If you love oat-based breakfasts but prefer to prep the night before, my healthy overnight oats recipes for busy days article has a handful of no-cook versions that work just as well and require zero morning effort.

2. Savory Egg and Veggie Bowl

Sweet breakfasts get all the attention, but savory bowls are where it’s at for people who don’t have a strong sweet tooth in the morning — or who find that sweet breakfasts lead to more sugar cravings later.

Start with a base of cooked quinoa or cauliflower rice. Top with two scrambled or fried eggs, a handful of baby spinach (the residual heat wilts it nicely), diced cherry tomatoes, and half an avocado sliced thin. A pinch of red pepper flakes, a squeeze of lemon, and maybe a tablespoon of hummus on the side. That’s it.

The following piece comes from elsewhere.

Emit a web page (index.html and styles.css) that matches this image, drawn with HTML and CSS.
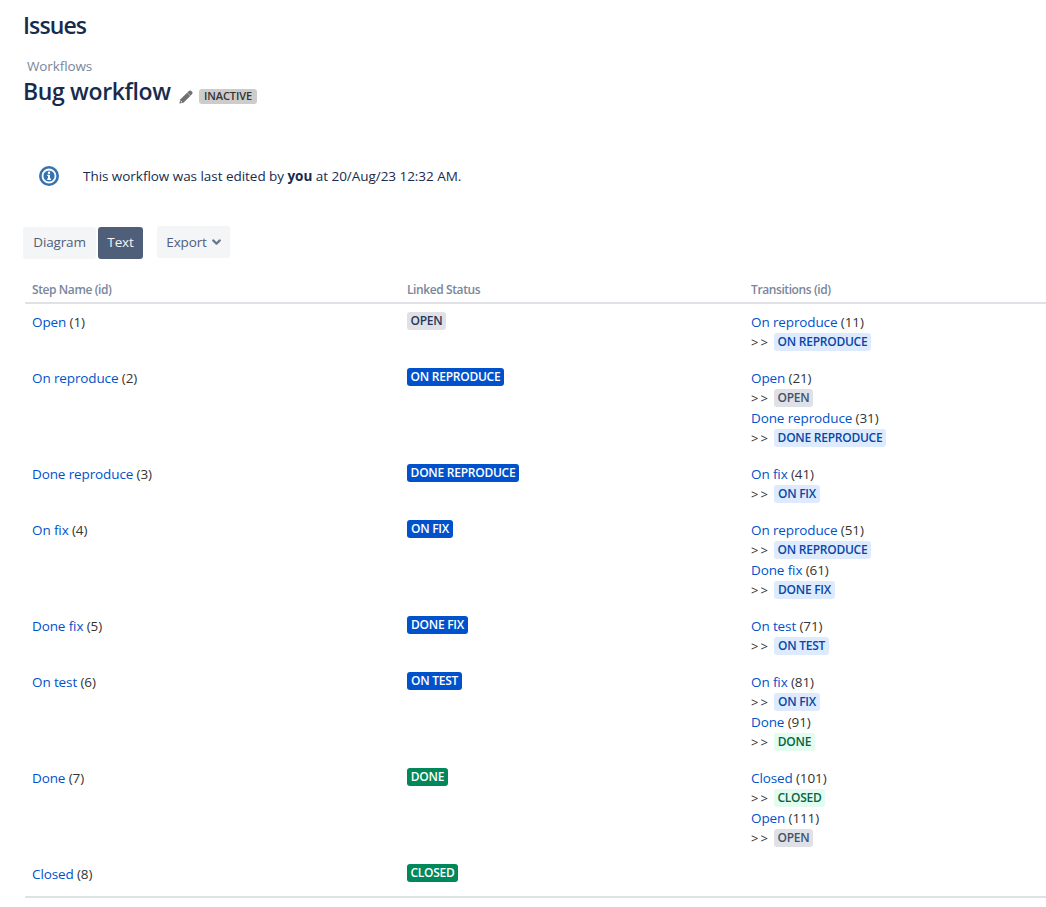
FILE: index.html
```html
<!DOCTYPE html>
<html lang="en">
<head>
<meta charset="utf-8">
<title>Bug workflow</title>
<link rel="stylesheet" href="styles.css">
</head>
<body>
<header class="page-header">
  <h1 class="title">Issues</h1>
  <a class="breadcrumb">Workflows</a>
  <div class="workflow-head">
    <h2 class="title workflow-name">Bug workflow</h2>
    <svg class="pencil" width="14" height="14" viewBox="0 0 14 14"><path d="M.4 13.6 1.2 9.6 8.1 2.7 11.3 5.9 4.4 12.8Z" fill="#707070"/><path d="M8.3 2.5 10.2.7Q11.2.1 12 .8L13.3 2.1Q13.9 2.9 13.3 3.8L11.5 5.7Z" fill="#707070"/><path d="M1.6 11 3 12.4" stroke="#fff" stroke-width="1"/></svg>
    <span class="inactive">INACTIVE</span>
  </div>
</header>
<div class="message">
  <svg width="20" height="20" viewBox="0 0 20 20"><circle cx="10" cy="10" r="10" fill="#3572b0"/><circle cx="10" cy="10" r="6.5" fill="none" stroke="#fff" stroke-width="1.8"/><circle cx="10" cy="6.8" r="1.2" fill="#fff"/><path d="M8.2 8.7H11V12.6H12V14H8.2V12.6H9V10H8.2Z" fill="#fff"/></svg>
  <p class="message-text">This workflow was last edited by <strong>you</strong> at 20/Aug/23 12:32 AM.</p>
</div>
<div class="toolbar">
  <button class="btn diagram">Diagram</button>
  <button class="btn active">Text</button>
  <button class="btn export"><span>Export</span><svg width="9" height="7" viewBox="0 0 9 7"><path d="M1.2 1.4 4.5 4.6 7.8 1.4" fill="none" stroke="#6b778c" stroke-width="2.2" stroke-linecap="round" stroke-linejoin="round"/></svg></button>
</div>
<main class="steps">
  <div class="row head"><div>Step Name (id)</div><div>Linked Status</div><div>Transitions (id)</div></div>
  <div class="row">
    <div><p class="line"><a>Open</a> (1)</p></div>
    <div><span class="badge open w-open">OPEN</span></div>
    <div><p class="line"><a>On reproduce</a> (11)</p><p class="line to"><i>&gt;&gt;</i><span class="badge soft-blue w-onrep">ON REPRODUCE</span></p></div>
  </div>
  <div class="row">
    <div><p class="line"><a>On reproduce</a> (2)</p></div>
    <div><span class="badge blue w-onrep">ON REPRODUCE</span></div>
    <div><p class="line"><a>Open</a> (21)</p><p class="line to"><i>&gt;&gt;</i><span class="badge soft-grey w-open">OPEN</span></p>
      <p class="line"><a>Done reproduce</a> (31)</p><p class="line to"><i>&gt;&gt;</i><span class="badge soft-blue w-donerep">DONE REPRODUCE</span></p></div>
  </div>
  <div class="row">
    <div><p class="line"><a>Done reproduce</a> (3)</p></div>
    <div><span class="badge blue w-donerep">DONE REPRODUCE</span></div>
    <div><p class="line"><a>On fix</a> (41)</p><p class="line to"><i>&gt;&gt;</i><span class="badge soft-blue w-onfix">ON FIX</span></p></div>
  </div>
  <div class="row">
    <div><p class="line"><a>On fix</a> (4)</p></div>
    <div><span class="badge blue w-onfix">ON FIX</span></div>
    <div><p class="line"><a>On reproduce</a> (51)</p><p class="line to"><i>&gt;&gt;</i><span class="badge soft-blue w-onrep">ON REPRODUCE</span></p>
      <p class="line"><a>Done fix</a> (61)</p><p class="line to"><i>&gt;&gt;</i><span class="badge soft-blue w-donefix">DONE FIX</span></p></div>
  </div>
  <div class="row">
    <div><p class="line"><a>Done fix</a> (5)</p></div>
    <div><span class="badge blue w-donefix">DONE FIX</span></div>
    <div><p class="line"><a>On test</a> (71)</p><p class="line to"><i>&gt;&gt;</i><span class="badge soft-blue w-ontest">ON TEST</span></p></div>
  </div>
  <div class="row">
    <div><p class="line"><a>On test</a> (6)</p></div>
    <div><span class="badge blue w-ontest">ON TEST</span></div>
    <div><p class="line"><a>On fix</a> (81)</p><p class="line to"><i>&gt;&gt;</i><span class="badge soft-blue w-onfix">ON FIX</span></p>
      <p class="line"><a>Done</a> (91)</p><p class="line to"><i>&gt;&gt;</i><span class="badge soft-green w-done">DONE</span></p></div>
  </div>
  <div class="row">
    <div><p class="line"><a>Done</a> (7)</p></div>
    <div><span class="badge green w-done">DONE</span></div>
    <div><p class="line"><a>Closed</a> (101)</p><p class="line to"><i>&gt;&gt;</i><span class="badge soft-green w-closed">CLOSED</span></p>
      <p class="line"><a>Open</a> (111)</p><p class="line to"><i>&gt;&gt;</i><span class="badge soft-grey w-open">OPEN</span></p></div>
  </div>
  <div class="row last">
    <div><p class="line"><a>Closed</a> (8)</p></div>
    <div><span class="badge green w-closed">CLOSED</span></div>
    <div></div>
  </div>
</main>
</body>
</html>
```
FILE: styles.css
```css
* { box-sizing: border-box; }
body { margin: 0; background: #fff; color: #172b4d; font: 13.5px/20px "Open Sans", "Noto Sans", sans-serif; overflow: hidden; }
h1, h2, p { margin: 0; }
.page-header { display: flex; flex-direction: column; align-items: flex-start; padding: 11px 0 0 23px; }
.title { font-size: 23px; line-height: 28px; font-weight: 600; letter-spacing: -0.9px; white-space: nowrap; }
.breadcrumb { margin: 17px 0 0 4px; color: #7a869a; letter-spacing: -0.12px; }
.workflow-head { display: flex; align-items: flex-start; margin-top: 1px; height: 30px; }
.workflow-name { width: 156px; letter-spacing: -0.35px; }
.pencil { margin-top: 13px; }
.inactive { margin: 12px 0 0 6px; width: 58px; height: 15px; border-radius: 3px; background: #ccc; color: #333; font-size: 11px; line-height: 14px; font-weight: 600; text-align: center; letter-spacing: -0.1px; }
.message { display: flex; align-items: center; gap: 24px; height: 20px; margin: 59px 0 0 39px; }
.message-text { letter-spacing: -0.04px; white-space: nowrap; }
.toolbar { display: flex; margin: 40px 0 0 23px; height: 33px; }
.btn { border: 0; padding: 0 0 2px; margin-top: 1px; height: 32px; border-radius: 3px; background: #f4f5f7; color: #505f79; font: inherit; line-height: 30px; letter-spacing: -0.15px; }
.diagram { width: 73px; }
.active { width: 45px; margin-left: 2px; background: #505f79; color: #f4f5f7; }
.export { display: flex; align-items: center; justify-content: center; gap: 5px; width: 73px; margin: 0 0 0 14px; padding: 0; height: 32px; line-height: 32px; }
.steps { margin: 21px 0 0 25px; border-bottom: 2px solid #dfe1e6; }
.row { display: grid; grid-template-columns: 375px 344px 1fr; padding: 8px 0 8px 7px; }
.head { height: 24px; padding-top: 0; border-bottom: 2px solid #dfe1e6; color: #7a869a; font-size: 12px; font-weight: 600; line-height: 20px; letter-spacing: -0.4px; }
.last { padding-bottom: 12px; }
.line { height: 20px; white-space: nowrap; color: #333; letter-spacing: -0.12px; }
.line a { color: #0052cc; }
.to { display: flex; align-items: center; }
.to i { width: 23px; font-style: normal; font-size: 13px; letter-spacing: 2px; }
.badge { display: block; height: 18px; border-radius: 3px; font-size: 12px; line-height: 18px; font-weight: 600; text-align: center; letter-spacing: -0.25px; white-space: nowrap; }
.blue { background: #0052cc; color: #fff; }
.green { background: #00875a; color: #fff; }
.open { background: #dfe1e6; color: #253858; }
.soft-grey { background: #dfe1e6; color: #42526e; }
.soft-blue { background: #deebff; color: #0747a6; }
.soft-green { background: #e3fcef; color: #006644; }
.w-open { width: 39px; }
.w-onrep { width: 97px; }
.w-donerep { width: 112px; }
.w-onfix { width: 46px; }
.w-donefix { width: 61px; }
.w-ontest { width: 55px; }
.w-done { width: 41px; }
.w-closed { width: 51px; }
```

It’s fast, it’s filling, and it eats more like a satisfying lunch than a typical breakfast, which some people actually need to feel grounded in the morning.

3. Greek Yogurt Berry Bowl with Crunch

This one takes about three minutes and is probably the most beginner-friendly option. Use plain Greek yogurt as the base — full-fat has more staying power than fat-free, counterintuitively. Layer on a mix of frozen (thawed) or fresh berries, a tablespoon of natural almond butter or tahini drizzled on top, a small sprinkle of low-sugar granola for crunch, and a teaspoon of hemp seeds.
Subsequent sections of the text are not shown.